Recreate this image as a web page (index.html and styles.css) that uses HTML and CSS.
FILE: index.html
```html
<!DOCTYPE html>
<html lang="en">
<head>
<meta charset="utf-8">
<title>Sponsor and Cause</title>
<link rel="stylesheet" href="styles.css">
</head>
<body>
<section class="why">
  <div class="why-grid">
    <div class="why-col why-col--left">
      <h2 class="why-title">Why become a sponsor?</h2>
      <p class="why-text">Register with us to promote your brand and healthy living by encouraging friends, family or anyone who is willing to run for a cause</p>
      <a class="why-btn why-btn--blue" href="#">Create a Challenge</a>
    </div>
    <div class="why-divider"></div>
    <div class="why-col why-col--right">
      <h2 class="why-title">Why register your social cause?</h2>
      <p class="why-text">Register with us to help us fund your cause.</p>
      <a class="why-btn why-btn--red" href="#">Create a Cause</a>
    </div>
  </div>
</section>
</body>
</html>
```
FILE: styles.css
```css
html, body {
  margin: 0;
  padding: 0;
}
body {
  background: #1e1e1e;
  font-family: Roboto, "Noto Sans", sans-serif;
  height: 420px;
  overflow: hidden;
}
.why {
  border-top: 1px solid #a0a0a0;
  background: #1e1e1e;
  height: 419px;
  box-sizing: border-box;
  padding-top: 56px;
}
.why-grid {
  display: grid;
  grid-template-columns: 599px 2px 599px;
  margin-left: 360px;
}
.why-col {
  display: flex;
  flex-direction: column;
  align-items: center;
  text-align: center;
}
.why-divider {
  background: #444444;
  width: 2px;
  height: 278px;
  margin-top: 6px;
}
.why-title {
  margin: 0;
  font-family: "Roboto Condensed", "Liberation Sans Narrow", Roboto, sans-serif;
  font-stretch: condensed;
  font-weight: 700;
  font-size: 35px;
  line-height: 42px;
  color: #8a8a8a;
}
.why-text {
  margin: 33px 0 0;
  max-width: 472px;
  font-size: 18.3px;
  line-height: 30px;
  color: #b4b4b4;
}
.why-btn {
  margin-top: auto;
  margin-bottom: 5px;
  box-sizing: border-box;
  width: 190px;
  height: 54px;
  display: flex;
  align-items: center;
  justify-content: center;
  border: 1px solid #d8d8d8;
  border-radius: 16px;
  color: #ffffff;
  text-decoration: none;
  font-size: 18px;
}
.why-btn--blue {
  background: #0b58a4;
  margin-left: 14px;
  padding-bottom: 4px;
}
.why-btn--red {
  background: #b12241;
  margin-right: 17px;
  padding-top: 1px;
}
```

==============================

#### [Task brief]
Please reproduce the entire listing, exactly as shown.

#### [Task answer]
Recreate this image as a web page (index.html and styles.css) that uses HTML and CSS.
FILE: index.html
```html
<!DOCTYPE html>
<html lang="en">
<head>
<meta charset="utf-8">
<title>Sponsor and Cause</title>
<link rel="stylesheet" href="styles.css">
</head>
<body>
<section class="why">
  <div class="why-grid">
    <div class="why-col why-col--left">
      <h2 class="why-title">Why become a sponsor?</h2>
      <p class="why-text">Register with us to promote your brand and healthy living by encouraging friends, family or anyone who is willing to run for a cause</p>
      <a class="why-btn why-btn--blue" href="#">Create a Challenge</a>
    </div>
    <div class="why-divider"></div>
    <div class="why-col why-col--right">
      <h2 class="why-title">Why register your social cause?</h2>
      <p class="why-text">Register with us to help us fund your cause.</p>
      <a class="why-btn why-btn--red" href="#">Create a Cause</a>
    </div>
  </div>
</section>
</body>
</html>
```
FILE: styles.css
```css
html, body {
  margin: 0;
  padding: 0;
}
body {
  background: #1e1e1e;
  font-family: Roboto, "Noto Sans", sans-serif;
  height: 420px;
  overflow: hidden;
}
.why {
  border-top: 1px solid #a0a0a0;
  background: #1e1e1e;
  height: 419px;
  box-sizing: border-box;
  padding-top: 56px;
}
.why-grid {
  display: grid;
  grid-template-columns: 599px 2px 599px;
  margin-left: 360px;
}
.why-col {
  display: flex;
  flex-direction: column;
  align-items: center;
  text-align: center;
}
.why-divider {
  background: #444444;
  width: 2px;
  height: 278px;
  margin-top: 6px;
}
.why-title {
  margin: 0;
  font-family: "Roboto Condensed", "Liberation Sans Narrow", Roboto, sans-serif;
  font-stretch: condensed;
  font-weight: 700;
  font-size: 35px;
  line-height: 42px;
  color: #8a8a8a;
}
.why-text {
  margin: 33px 0 0;
  max-width: 472px;
  font-size: 18.3px;
  line-height: 30px;
  color: #b4b4b4;
}
.why-btn {
  margin-top: auto;
  margin-bottom: 5px;
  box-sizing: border-box;
  width: 190px;
  height: 54px;
  display: flex;
  align-items: center;
  justify-content: center;
  border: 1px solid #d8d8d8;
  border-radius: 16px;
  color: #ffffff;
  text-decoration: none;
  font-size: 18px;
}
.why-btn--blue {
  background: #0b58a4;
  margin-left: 14px;
  padding-bottom: 4px;
}
.why-btn--red {
  background: #b12241;
  margin-right: 17px;
  padding-top: 1px;
}
```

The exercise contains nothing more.